1. Гораздо интереснее те уловки, которые можно назвать психологическими. Они основаны на знании некоторых свойств души человеческой и некоторых наших слабостей.
Состояние духа во время устного спора имеет огромное влияние на ведение спора. Когда мы «в ударе», т. е. нами овладевает легкое приятное возбуждение, при котором мысль, память, воображение работают особенно отчетливо и ярко, мы спорим лучше, чем обыкновенно. Если мы сильно взволнованы чем-нибудь, смущены, растерялись, «горячимся», если у нас рассеяно чем-нибудь внимание – мы спорим и соображаем хуже, чем обыкновенно, или даже совсем плохо. (Конечно, при прочих условиях равных.) Отсюда возникает ряд психологических уловок, предназначенных для того, чтобы вывести нас из равновесия, ослабить и расстроить работу нашей мысли.
2. Для этого существует много разных приемов.

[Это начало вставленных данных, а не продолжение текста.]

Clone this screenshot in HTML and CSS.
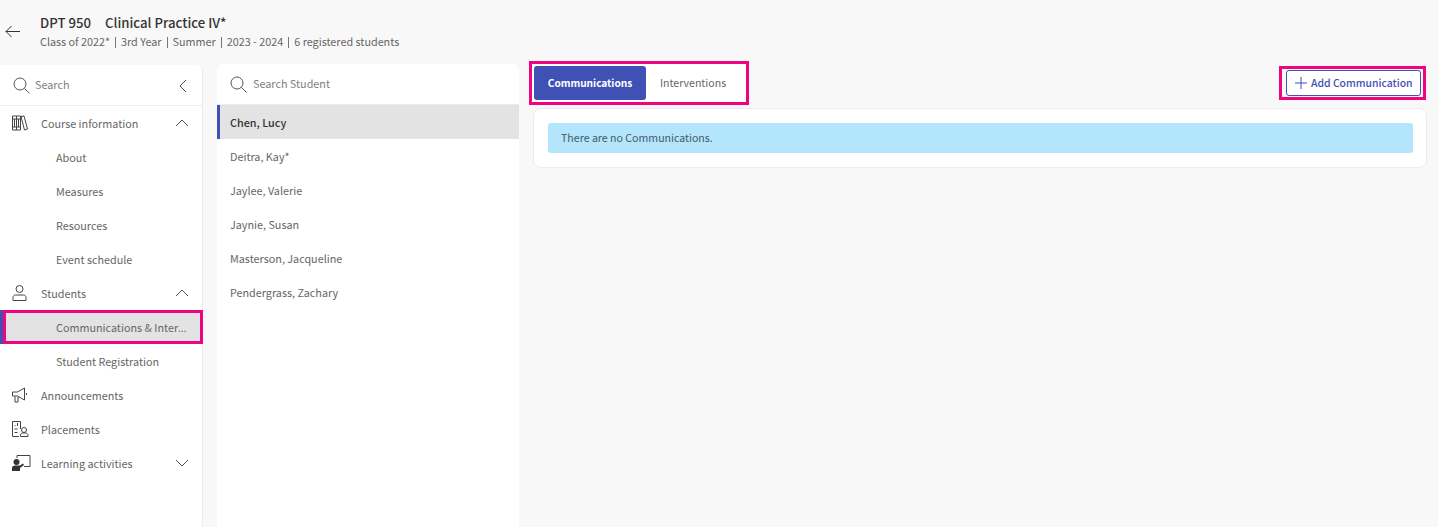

Самая грубая и обычная уловка – раздражить противника и вывести из себя. Для этого пускают в ход грубые выходки, «личности», оскорбления, глумление, издевательство, явно несправедливые, возмущающие обвинения и т. д. Если противник «вскипел» – дело выиграно. Он потерял много шансов в споре. – Некоторые искусно стараются «взвинтить» его до желательной степени. Я видел такую уловку: несправедливостью и насмешками софист вывел из равновесия своего противника-юнца. Тот стал горячиться. Тогда софист принял вид несказанного добродушия и покровительственный тон: «Ну, Юпитер! Ты сердишься, значит ты неправ». – «Ну что вы, батюшка! Стоит так горячиться! Успокоитесь, успокойтесь! Какая вы горячка», и т. д. Так ведь довел юнца до белого каления! У того и руки дрожат от волнения и негодования. Бросается сослепу в споре, куда ни попало. Перестал соображать совсем и,— конечно, «провалился». – Но применяют и разные другие способы, чтобы «вывести из равновесия ». Иной намеренно начинает глумиться над вашим «святая святых» В личности он не пускается, нет! Но «взвинтить» может неосторожного идеалиста до последнего предела.— Если спор очень важный, при слушателях, ответственный, то, говорят, иные прибегают даже к «уловке артистов». Некоторые артисты, напр., певцы, чтобы «подрезать» своего соперника, перед выступлением его сообщают ему какое-нибудь крайне неприятное известие, чем-нибудь расстраивают его или выводят из себя оскорблением и т. п., и т. п., в расчете, что он после этого не будет владеть собой и плохо споет. Так, по слухам, не гнушаются поступать изредка некоторые спорщики перед ответственным спором. Лично мне никогда не приходилось наблюдать этой подлой уловки, но, несомненно, возможна и она. Нужно и против нее быть настороже. <...>
Поварнин С.И. Спор. 0 теории и практике спора // Хрестоматия по философии. – М.: Проспект, 1997. – С. 377–390.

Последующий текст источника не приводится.